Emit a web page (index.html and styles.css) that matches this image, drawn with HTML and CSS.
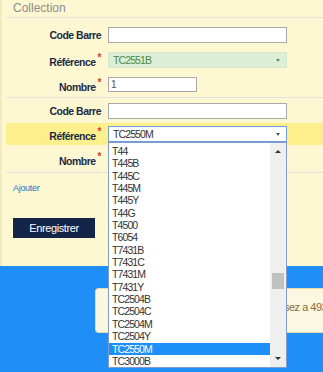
FILE: index.html
```html
<!DOCTYPE html>
<html lang="fr">

<head>
    <meta charset="UTF-8">
    <meta name="viewport" content="width=device-width, initial-scale=1.0">
    <title>Collection</title>
    <link rel="stylesheet" href="styles.css">
</head>

<body>
    <form class="panel">
        <div class="legend">Collection</div>

        <div class="group">
            <div class="row">
                <label class="lbl">Code Barre</label>
                <input type="text" class="field">
            </div>
            <div class="row">
                <label class="lbl">Référence<span class="req">*</span></label>
                <div class="sel sel-ok">TC2551B<span class="arrow"></span></div>
            </div>
            <div class="row">
                <label class="lbl">Nombre<span class="req">*</span></label>
                <input type="text" class="field short" value="1">
            </div>
        </div>

        <div class="group">
            <div class="row">
                <label class="lbl">Code Barre</label>
                <input type="text" class="field">
            </div>
            <div class="row row-hl">
                <label class="lbl">Référence<span class="req">*</span></label>
                <div class="sel-wrap">
                    <div class="sel sel-focus">TC2550M<span class="arrow"></span></div>
                    <div class="drop">
                        <ul class="opts">
                            <li>T44</li>
                            <li>T445B</li>
                            <li>T445C</li>
                            <li>T445M</li>
                            <li>T445Y</li>
                            <li>T44G</li>
                            <li>T4500</li>
                            <li>T6054</li>
                            <li>T7431B</li>
                            <li>T7431C</li>
                            <li>T7431M</li>
                            <li>T7431Y</li>
                            <li>TC2504B</li>
                            <li>TC2504C</li>
                            <li>TC2504M</li>
                            <li>TC2504Y</li>
                            <li class="on">TC2550M</li>
                            <li>TC3000B</li>
                        </ul>
                        <div class="scroll">
                            <span class="up"></span>
                            <span class="thumb"></span>
                            <span class="down"></span>
                        </div>
                    </div>
                </div>
            </div>
            <div class="row row-last">
                <label class="lbl">Nombre<span class="req">*</span></label>
                <input type="text" class="field short">
            </div>
        </div>

        <a href="#" class="add">Ajouter</a>

        <input type="button" class="save" value="Enregistrer">
    </form>

    <div class="notice">Quantité insuffisante, vous dépassez a 493 articles</div>
</body>

</html>
```

FILE: styles.css
```css
* {
    margin: 0;
    padding: 0;
    box-sizing: border-box;
}

html,
body {
    height: 100%;
}

body {
    background-color: #1f8ef7;
    font-family: "Liberation Sans", Arial, sans-serif;
}

.panel {
    position: relative;
    z-index: 2;
    height: 266px;
    background-color: #fdf8d2;
    border-left: 2px solid #f1ebbd;
    padding-left: 4px;
}

.legend {
    height: 18px;
    padding-left: 7px;
    font-size: 12px;
    line-height: 16px;
    color: #8c8c8c;
    border-bottom: 1px dotted #cfcfcf;
}

.group {
    padding-top: 4px;
    border-bottom: 1px dotted #cfcfcf;
}

.group+.group {
    padding-top: 0;
}

.row {
    display: flex;
    align-items: center;
    height: 25px;
}

.row-hl {
    height: 22px;
    background-color: #fdf08c;
}

.row-last {
    height: 27px;
}

.lbl {
    width: 102px;
    padding-right: 7px;
    text-align: right;
    font-weight: bold;
    font-size: 10.5px;
    letter-spacing: -0.5px;
    color: #1c2a45;
}

.req {
    color: #d9362b;
    font-size: 10px;
    vertical-align: 5px;
    margin-left: 2px;
}

.field {
    width: 179px;
    height: 16px;
    border: 1px solid #a8a8a8;
    background-color: #ffffff;
    font-family: inherit;
    font-size: 10px;
    letter-spacing: -0.8px;
    color: #555;
    padding-left: 2px;
    outline: none;
}

.short {
    width: 89px;
    height: 15px;
}

.sel {
    position: relative;
    width: 179px;
    height: 16px;
    padding-left: 4px;
    font-size: 10.5px;
    letter-spacing: -0.9px;
    line-height: 14px;
}

.sel-ok {
    background-color: #dcefd6;
    border: 1px solid #d3e8ca;
    color: #4a8a4a;
}

.sel-focus {
    background-color: #ffffff;
    border: 1px solid #6f9fd8;
    color: #333333;
}

.arrow {
    position: absolute;
    right: 6px;
    top: 6px;
    border-left: 2.5px solid transparent;
    border-right: 2.5px solid transparent;
    border-top: 3px solid #555;
}

.sel-ok .arrow {
    border-top-color: #4a9a4a;
}

.sel-wrap {
    position: relative;
}

.drop {
    position: absolute;
    top: 16px;
    left: 0;
    width: 179px;
    height: 226px;
    background-color: #ffffff;
    border: 1px solid #7f9ccc;
    display: flex;
    z-index: 5;
}

.opts {
    flex: 1;
    list-style: none;
    padding-top: 2px;
}

.opts li {
    height: 12.35px;
    line-height: 12.35px;
    padding-left: 3px;
    font-size: 10.5px;
    letter-spacing: -0.9px;
    color: #333333;
}

.opts li.on {
    background-color: #1e8ff9;
    color: #ffffff;
}

.scroll {
    position: relative;
    width: 16px;
    background-color: #efefef;
}

.up,
.down {
    position: absolute;
    left: 5px;
    border-left: 3px solid transparent;
    border-right: 3px solid transparent;
}

.up {
    top: 7px;
    border-bottom: 3px solid #333;
}

.down {
    bottom: 7px;
    border-top: 3px solid #333;
}

.thumb {
    position: absolute;
    left: 2px;
    top: 130px;
    width: 12px;
    height: 16px;
    background-color: #c1c1c1;
}

.add {
    display: block;
    margin: 10px 0 0 7px;
    font-size: 9px;
    letter-spacing: -0.3px;
    color: #1f74c9;
    text-decoration: none;
}

.save {
    display: block;
    margin: 25px 0 0 7px;
    width: 82px;
    height: 20px;
    border: none;
    background-color: #13264a;
    color: #ffffff;
    font-family: inherit;
    font-size: 11px;
    letter-spacing: -0.4px;
}

.notice {
    margin: 22px 0 0 95px;
    height: 45px;
    padding: 12px 0 0 42px;
    background-color: #fbf7e1;
    border: 1px solid #e9dca6;
    border-right: none;
    border-radius: 4px 0 0 4px;
    color: #8a6d3b;
    font-size: 11px;
    letter-spacing: -0.5px;
    white-space: nowrap;
    overflow: hidden;
}
```
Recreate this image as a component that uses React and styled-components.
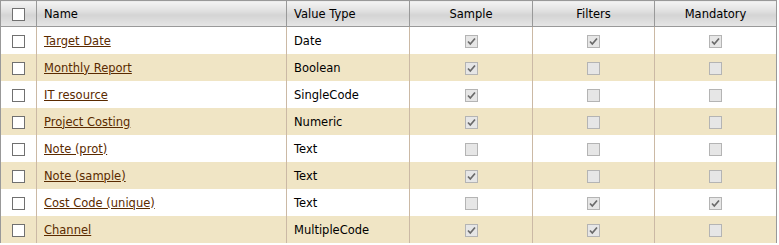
import React from 'react';
import styled, { createGlobalStyle } from 'styled-components';

const GlobalStyle = createGlobalStyle`
  body {
    margin: 0;
    background: #fff;
    font-family: Tahoma, "DejaVu Sans", Verdana, sans-serif;
  }
`;

const Grid = styled.table`
  width: 777px;
  border-collapse: collapse;
  table-layout: fixed;
  border: 1px solid #999;
  border-bottom: none;
  font-size: 11.5px;
  color: #000;
`;

const HeadCell = styled.th`
  height: 25px;
  padding: 0 7px;
  font-weight: normal;
  text-align: ${props => (props.center ? 'center' : 'left')};
  border-left: 1px solid #999;
  border-bottom: 1px solid #999;
  background: linear-gradient(#f4f4f4 0%, #e2e2e2 35%, #d4d4d4 55%, #e6e6e6 100%);
  &:first-child {
    border-left: none;
    padding: 0;
    text-align: center;
  }
`;

const Row = styled.tr`
  background: ${props => (props.alt ? '#f0e5c5' : '#fff')};
`;

const Cell = styled.td`
  height: 27px;
  padding: 0 7px;
  text-align: ${props => (props.center ? 'center' : 'left')};
  border-left: 1px solid #cbb9a5;
  vertical-align: middle;
  &:first-child {
    border-left: none;
    padding: 0;
    text-align: center;
  }
`;

const NameLink = styled.a`
  color: #5a2a00;
  text-decoration: underline;
  cursor: pointer;
`;

const Box = styled.span`
  display: inline-block;
  vertical-align: middle;
  box-sizing: border-box;
  width: 13px;
  height: 13px;
  border: 1px solid ${props => (props.disabled ? '#b4b4b4' : '#707070')};
  background: ${props => (props.disabled ? '#e6e6e6' : '#fff')};
  position: relative;
`;

const Check = () => (
  <svg width="11" height="11" viewBox="0 0 11 11" style={{ position: 'absolute', left: 0, top: 0 }}>
    <path d="M2 5.5 L4.3 8 L9 2.5" fill="none" stroke="#6a6a6a" strokeWidth="1.7" />
  </svg>
);

const CheckBox = ({ checked, disabled }) => (
  <Box disabled={disabled}>{checked && <Check />}</Box>
);

const rows = [
  { name: 'Target Date', type: 'Date', s: true, f: true, m: true },
  { name: 'Monthly Report', type: 'Boolean', s: true, f: false, m: false },
  { name: 'IT resource', type: 'SingleCode', s: true, f: false, m: false },
  { name: 'Project Costing', type: 'Numeric', s: true, f: false, m: false },
  { name: 'Note (prot)', type: 'Text', s: false, f: false, m: false },
  { name: 'Note (sample)', type: 'Text', s: true, f: false, m: false },
  { name: 'Cost Code (unique)', type: 'Text', s: false, f: true, m: true },
  { name: 'Channel', type: 'MultipleCode', s: true, f: true, m: false },
];

const App = () => (
  <>
    <GlobalStyle />
    <Grid>
      <colgroup>
        <col style={{ width: 36 }} />
        <col style={{ width: 250 }} />
        <col style={{ width: 123 }} />
        <col style={{ width: 123 }} />
        <col style={{ width: 122 }} />
        <col style={{ width: 122 }} />
      </colgroup>
      <thead>
        <tr>
          <HeadCell><CheckBox /></HeadCell>
          <HeadCell>Name</HeadCell>
          <HeadCell>Value Type</HeadCell>
          <HeadCell center>Sample</HeadCell>
          <HeadCell center>Filters</HeadCell>
          <HeadCell center>Mandatory</HeadCell>
        </tr>
      </thead>
      <tbody>
        {rows.map((r, i) => (
          <Row key={r.name} alt={i % 2 === 1}>
            <Cell><CheckBox /></Cell>
            <Cell><NameLink>{r.name}</NameLink></Cell>
            <Cell>{r.type}</Cell>
            <Cell center><CheckBox disabled checked={r.s} /></Cell>
            <Cell center><CheckBox disabled checked={r.f} /></Cell>
            <Cell center><CheckBox disabled checked={r.m} /></Cell>
          </Row>
        ))}
      </tbody>
    </Grid>
  </>
);

export default App;
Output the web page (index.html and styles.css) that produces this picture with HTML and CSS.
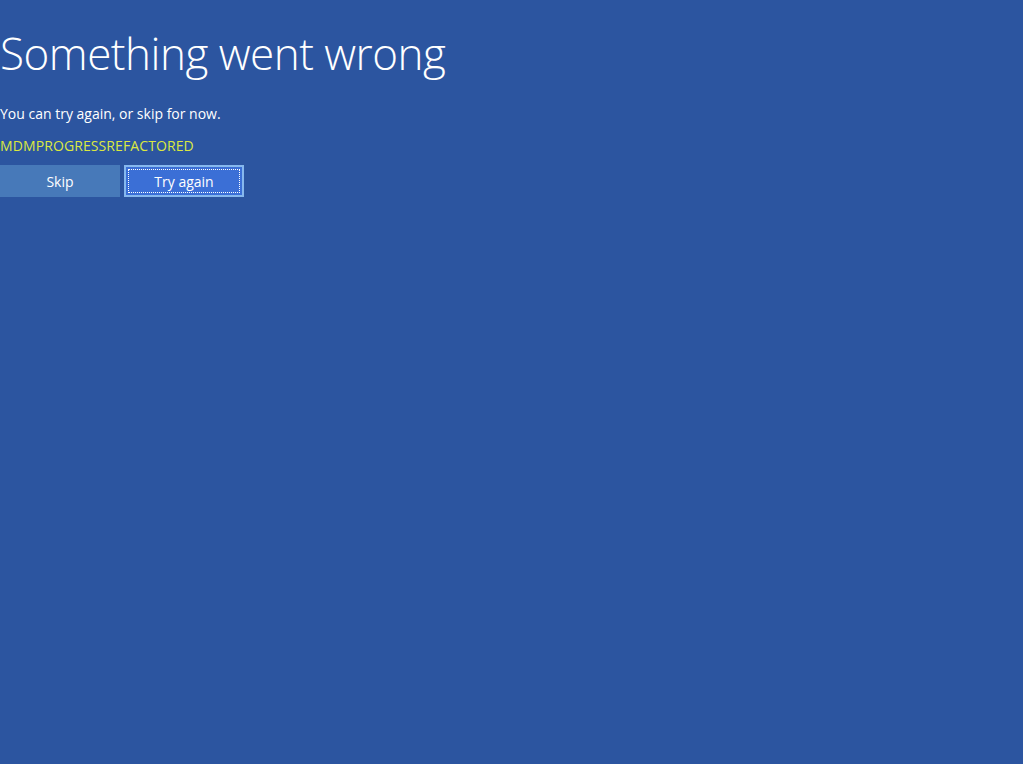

Written instruction: Your task is to pick out every line with the string "page" and copy it.

Solution to the exercise:
Emit a web page (index.html and styles.css) that matches this image, drawn with HTML and CSS.
Output the web page (index.html and styles.css) that produces this picture with HTML and CSS.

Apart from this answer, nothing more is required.